• [OBJECTIVE]:
For the copy, please give all of the data again exactly and leave the pictures out.

• [PROVIDED DATA]:

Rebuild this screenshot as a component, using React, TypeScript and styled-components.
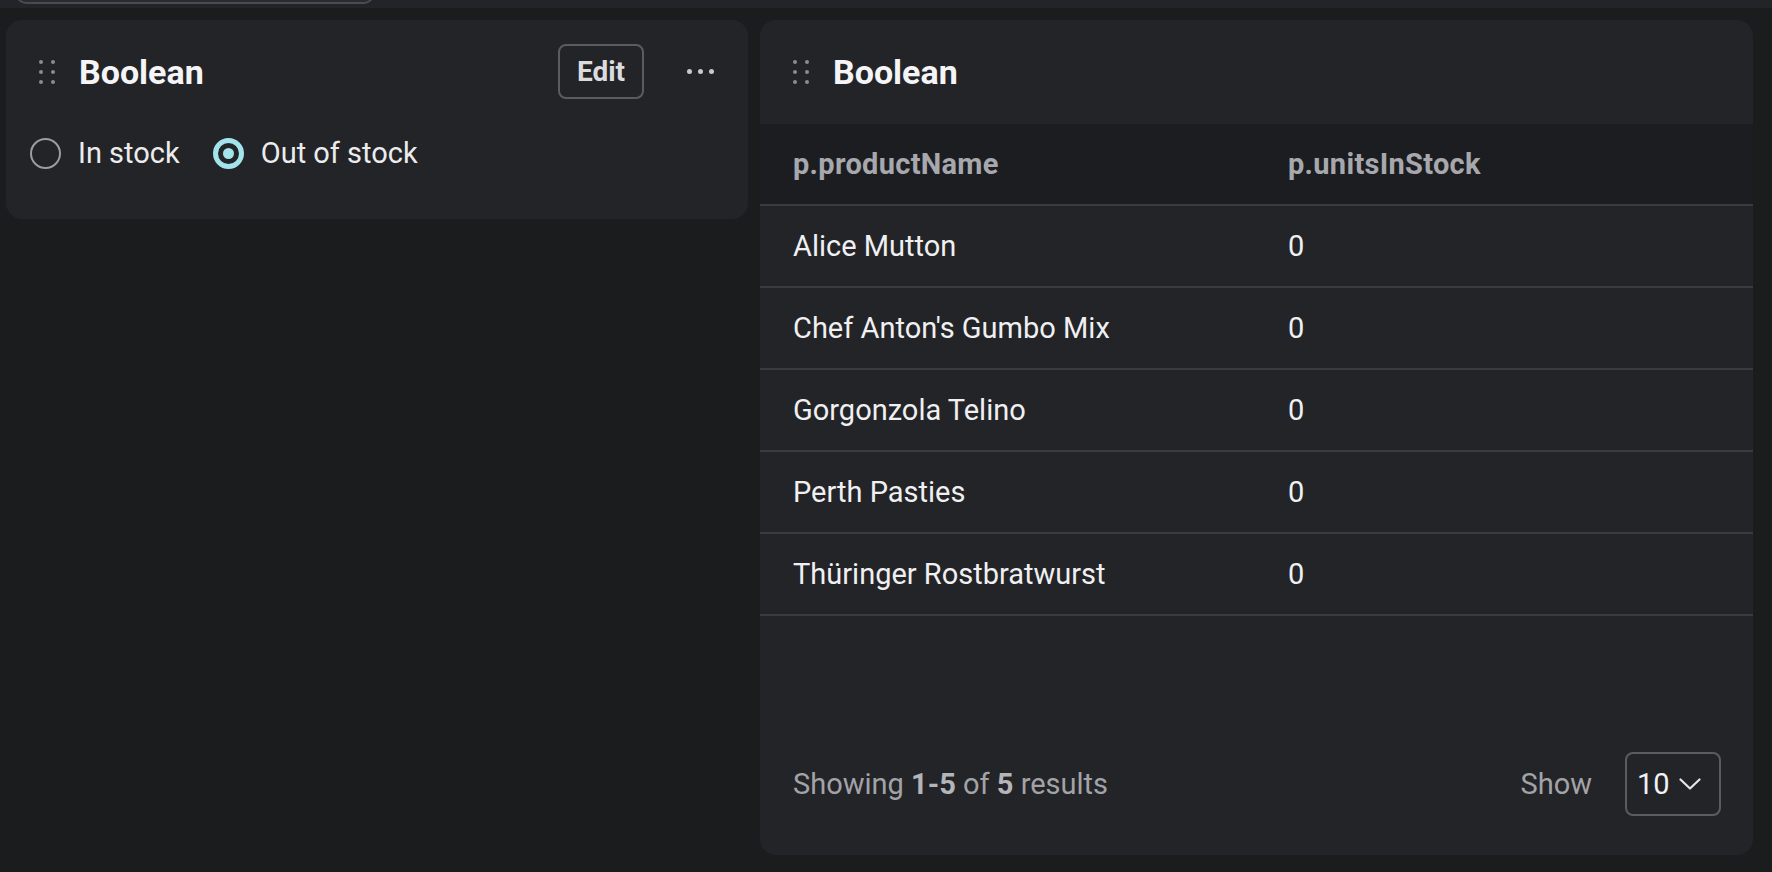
import { FC } from 'react'
import styled, { createGlobalStyle } from 'styled-components'

const GlobalStyle = createGlobalStyle`
    html, body {
        margin: 0;
        padding: 0;
        background: #1b1c1e;
        font-family: Roboto, "Liberation Sans", sans-serif;
        color: #f2f2f4;
    }
    * { box-sizing: border-box; }
`;

const Page = styled.div`
    height: 100vh;
    display: flex;
    flex-direction: column;
`;

const TopBar = styled.div`
    height: 8px;
    flex-shrink: 0;
    background: #232427;
    display: flex;
    align-items: flex-end;
    overflow: hidden;
    padding: 0 0 4px 16px;
`;

const SearchStub = styled.div`
    width: 358px;
    height: 40px;
    flex-shrink: 0;
    background: #2a2b2f;
    border: 2px solid #4a4b50;
    border-radius: 0 0 10px 10px;
`;

const Board = styled.div`
    flex: 1;
    display: grid;
    grid-template-columns: 742px 1fr;
    gap: 12px;
    padding: 12px 19px 17px 6px;
    min-height: 0;
`;

const Card = styled.section<{ $fill?: boolean }>`
    background: #232427;
    border-radius: 16px;
    overflow: hidden;
    align-self: ${p => p.$fill ? 'stretch' : 'start'};
    display: flex;
    flex-direction: column;
`;

const CardHeader = styled.div<{ $tall?: boolean }>`
    display: flex;
    align-items: center;
    height: ${p => p.$tall ? '104px' : '79px'};
    padding: ${p => p.$tall ? '0 32px 0 33px' : '24px 34px 0 33px'};
`;

const Handle = styled.div`
    display: grid;
    grid-template-columns: repeat(2, 4px);
    grid-template-rows: repeat(3, 4px);
    column-gap: 8px;
    row-gap: 6px;
    margin-right: 24px;

    span {
        display: block;
        width: 4px;
        height: 4px;
        border-radius: 50%;
        background: #8b8c91;
    }
`;

const Title = styled.h2`
    margin: 0;
    font-size: 34px;
    font-weight: 700;
    color: #f5f5f7;
    flex: 1;
`;

const EditButton = styled.button`
    height: 55px;
    width: 86px;
    background: transparent;
    border: 2px solid #5b5c61;
    border-radius: 8px;
    color: #dcdcdf;
    font-family: inherit;
    font-size: 28px;
    font-weight: 700;
    padding: 0;
    margin-right: 43px;
`;

const MoreButton = styled.button`
    display: flex;
    gap: 6px;
    background: transparent;
    border: none;
    padding: 0;

    span {
        width: 5px;
        height: 5px;
        border-radius: 50%;
        background: #c9c9cd;
    }
`;

const RadioGroup = styled.div`
    display: flex;
    align-items: center;
    gap: 33px;
    padding: 37px 24px 49px;
`;

const RadioItem = styled.label`
    display: flex;
    align-items: center;
    gap: 17px;
    font-size: 29px;
    color: #ececee;
`;

const RadioDot = styled.span<{ $checked?: boolean }>`
    width: 31px;
    height: 31px;
    border-radius: 50%;
    display: flex;
    align-items: center;
    justify-content: center;
    border: ${p => p.$checked ? '5px solid #a3e3ec' : '2px solid #9c9da2'};

    &::after {
        content: '';
        display: ${p => p.$checked ? 'block' : 'none'};
        width: 11px;
        height: 11px;
        border-radius: 50%;
        background: #a3e3ec;
    }
`;

const Table = styled.div`
    display: flex;
    flex-direction: column;
`;

const Row = styled.div<{ $head?: boolean }>`
    display: grid;
    grid-template-columns: 495px 1fr;
    align-items: center;
    height: 82px;
    padding-left: 33px;
    background: ${p => p.$head ? '#1c1d20' : 'transparent'};
    border-bottom: 2px solid #3a3b40;
    font-size: 29px;
    font-weight: ${p => p.$head ? 700 : 400};
    letter-spacing: ${p => p.$head ? '0.3px' : '0'};
    color: ${p => p.$head ? '#a7a8ae' : '#f0f0f2'};
`;

const Cell = styled.div`
    padding-right: 16px;
`;

const Spacer = styled.div`
    flex: 1;
`;

const Footer = styled.div`
    display: flex;
    align-items: center;
    padding: 0 32px 39px 33px;
    font-size: 29px;
    color: #a2a3a8;

    b {
        font-weight: 700;
        color: #b4b5ba;
    }
`;

const Summary = styled.div`
    flex: 1;
`;

const ShowLabel = styled.span`
    margin-right: 33px;
`;

const PageSize = styled.div`
    width: 96px;
    height: 64px;
    border: 2px solid #5b5c61;
    border-radius: 8px;
    display: flex;
    align-items: center;
    justify-content: space-between;
    padding: 0 18px 0 10px;
    color: #f2f2f4;
`;

const products = [
    'Alice Mutton',
    "Chef Anton's Gumbo Mix",
    'Gorgonzola Telino',
    'Perth Pasties',
    'Thüringer Rostbratwurst',
];

const DragHandle: FC = () => (
    <Handle>
        {[0, 1, 2, 3, 4, 5].map(i => <span key={i} />)}
    </Handle>
);

const App: FC = () => {
    return (
        <Page>
            <GlobalStyle />
            <TopBar>
                <SearchStub />
            </TopBar>
            <Board>
                <Card>
                    <CardHeader>
                        <DragHandle />
                        <Title>Boolean</Title>
                        <EditButton>Edit</EditButton>
                        <MoreButton><span /><span /><span /></MoreButton>
                    </CardHeader>
                    <RadioGroup>
                        <RadioItem><RadioDot />In stock</RadioItem>
                        <RadioItem><RadioDot $checked />Out of stock</RadioItem>
                    </RadioGroup>
                </Card>
                <Card $fill>
                    <CardHeader $tall>
                        <DragHandle />
                        <Title>Boolean</Title>
                    </CardHeader>
                    <Table>
                        <Row $head>
                            <Cell>p.productName</Cell>
                            <Cell>p.unitsInStock</Cell>
                        </Row>
                        {products.map((name, index) =>
                            <Row key={index}>
                                <Cell>{name}</Cell>
                                <Cell>0</Cell>
                            </Row>
                        )}
                    </Table>
                    <Spacer />
                    <Footer>
                        <Summary>Showing <b>1-5</b> of <b>5</b> results</Summary>
                        <ShowLabel>Show</ShowLabel>
                        <PageSize>
                            10
                            <svg width="22" height="12" viewBox="0 0 22 12" fill="none">
                                <path d="M1.5 1.5 L11 10.5 L20.5 1.5" stroke="#e6e6e9" strokeWidth="2.2" strokeLinecap="round" strokeLinejoin="round" />
                            </svg>
                        </PageSize>
                    </Footer>
                </Card>
            </Board>
        </Page>
    )
}

export default App;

• [THE RESULT]:
Rebuild this screenshot as a component, using React, TypeScript and styled-components.
import { FC } from 'react'
import styled, { createGlobalStyle } from 'styled-components'

const GlobalStyle = createGlobalStyle`
    html, body {
        margin: 0;
        padding: 0;
        background: #1b1c1e;
        font-family: Roboto, "Liberation Sans", sans-serif;
        color: #f2f2f4;
    }
    * { box-sizing: border-box; }
`;

const Page = styled.div`
    height: 100vh;
    display: flex;
    flex-direction: column;
`;

const TopBar = styled.div`
    height: 8px;
    flex-shrink: 0;
    background: #232427;
    display: flex;
    align-items: flex-end;
    overflow: hidden;
    padding: 0 0 4px 16px;
`;

const SearchStub = styled.div`
    width: 358px;
    height: 40px;
    flex-shrink: 0;
    background: #2a2b2f;
    border: 2px solid #4a4b50;
    border-radius: 0 0 10px 10px;
`;

const Board = styled.div`
    flex: 1;
    display: grid;
    grid-template-columns: 742px 1fr;
    gap: 12px;
    padding: 12px 19px 17px 6px;
    min-height: 0;
`;

const Card = styled.section<{ $fill?: boolean }>`
    background: #232427;
    border-radius: 16px;
    overflow: hidden;
    align-self: ${p => p.$fill ? 'stretch' : 'start'};
    display: flex;
    flex-direction: column;
`;

const CardHeader = styled.div<{ $tall?: boolean }>`
    display: flex;
    align-items: center;
    height: ${p => p.$tall ? '104px' : '79px'};
    padding: ${p => p.$tall ? '0 32px 0 33px' : '24px 34px 0 33px'};
`;

const Handle = styled.div`
    display: grid;
    grid-template-columns: repeat(2, 4px);
    grid-template-rows: repeat(3, 4px);
    column-gap: 8px;
    row-gap: 6px;
    margin-right: 24px;

    span {
        display: block;
        width: 4px;
        height: 4px;
        border-radius: 50%;
        background: #8b8c91;
    }
`;

const Title = styled.h2`
    margin: 0;
    font-size: 34px;
    font-weight: 700;
    color: #f5f5f7;
    flex: 1;
`;

const EditButton = styled.button`
    height: 55px;
    width: 86px;
    background: transparent;
    border: 2px solid #5b5c61;
    border-radius: 8px;
    color: #dcdcdf;
    font-family: inherit;
    font-size: 28px;
    font-weight: 700;
    padding: 0;
    margin-right: 43px;
`;

const MoreButton = styled.button`
    display: flex;
    gap: 6px;
    background: transparent;
    border: none;
    padding: 0;

    span {
        width: 5px;
        height: 5px;
        border-radius: 50%;
        background: #c9c9cd;
    }
`;

const RadioGroup = styled.div`
    display: flex;
    align-items: center;
    gap: 33px;
    padding: 37px 24px 49px;
`;

const RadioItem = styled.label`
    display: flex;
    align-items: center;
    gap: 17px;
    font-size: 29px;
    color: #ececee;
`;

const RadioDot = styled.span<{ $checked?: boolean }>`
    width: 31px;
    height: 31px;
    border-radius: 50%;
    display: flex;
    align-items: center;
    justify-content: center;
    border: ${p => p.$checked ? '5px solid #a3e3ec' : '2px solid #9c9da2'};

    &::after {
        content: '';
        display: ${p => p.$checked ? 'block' : 'none'};
        width: 11px;
        height: 11px;
        border-radius: 50%;
        background: #a3e3ec;
    }
`;

const Table = styled.div`
    display: flex;
    flex-direction: column;
`;

const Row = styled.div<{ $head?: boolean }>`
    display: grid;
    grid-template-columns: 495px 1fr;
    align-items: center;
    height: 82px;
    padding-left: 33px;
    background: ${p => p.$head ? '#1c1d20' : 'transparent'};
    border-bottom: 2px solid #3a3b40;
    font-size: 29px;
    font-weight: ${p => p.$head ? 700 : 400};
    letter-spacing: ${p => p.$head ? '0.3px' : '0'};
    color: ${p => p.$head ? '#a7a8ae' : '#f0f0f2'};
`;

const Cell = styled.div`
    padding-right: 16px;
`;

const Spacer = styled.div`
    flex: 1;
`;

const Footer = styled.div`
    display: flex;
    align-items: center;
    padding: 0 32px 39px 33px;
    font-size: 29px;
    color: #a2a3a8;

    b {
        font-weight: 700;
        color: #b4b5ba;
    }
`;

const Summary = styled.div`
    flex: 1;
`;

const ShowLabel = styled.span`
    margin-right: 33px;
`;

const PageSize = styled.div`
    width: 96px;
    height: 64px;
    border: 2px solid #5b5c61;
    border-radius: 8px;
    display: flex;
    align-items: center;
    justify-content: space-between;
    padding: 0 18px 0 10px;
    color: #f2f2f4;
`;

const products = [
    'Alice Mutton',
    "Chef Anton's Gumbo Mix",
    'Gorgonzola Telino',
    'Perth Pasties',
    'Thüringer Rostbratwurst',
];

const DragHandle: FC = () => (
    <Handle>
        {[0, 1, 2, 3, 4, 5].map(i => <span key={i} />)}
    </Handle>
);

const App: FC = () => {
    return (
        <Page>
            <GlobalStyle />
            <TopBar>
                <SearchStub />
            </TopBar>
            <Board>
                <Card>
                    <CardHeader>
                        <DragHandle />
                        <Title>Boolean</Title>
                        <EditButton>Edit</EditButton>
                        <MoreButton><span /><span /><span /></MoreButton>
                    </CardHeader>
                    <RadioGroup>
                        <RadioItem><RadioDot />In stock</RadioItem>
                        <RadioItem><RadioDot $checked />Out of stock</RadioItem>
                    </RadioGroup>
                </Card>
                <Card $fill>
                    <CardHeader $tall>
                        <DragHandle />
                        <Title>Boolean</Title>
                    </CardHeader>
                    <Table>
                        <Row $head>
                            <Cell>p.productName</Cell>
                            <Cell>p.unitsInStock</Cell>
                        </Row>
                        {products.map((name, index) =>
                            <Row key={index}>
                                <Cell>{name}</Cell>
                                <Cell>0</Cell>
                            </Row>
                        )}
                    </Table>
                    <Spacer />
                    <Footer>
                        <Summary>Showing <b>1-5</b> of <b>5</b> results</Summary>
                        <ShowLabel>Show</ShowLabel>
                        <PageSize>
                            10
                            <svg width="22" height="12" viewBox="0 0 22 12" fill="none">
                                <path d="M1.5 1.5 L11 10.5 L20.5 1.5" stroke="#e6e6e9" strokeWidth="2.2" strokeLinecap="round" strokeLinejoin="round" />
                            </svg>
                        </PageSize>
                    </Footer>
                </Card>
            </Board>
        </Page>
    )
}

export default App;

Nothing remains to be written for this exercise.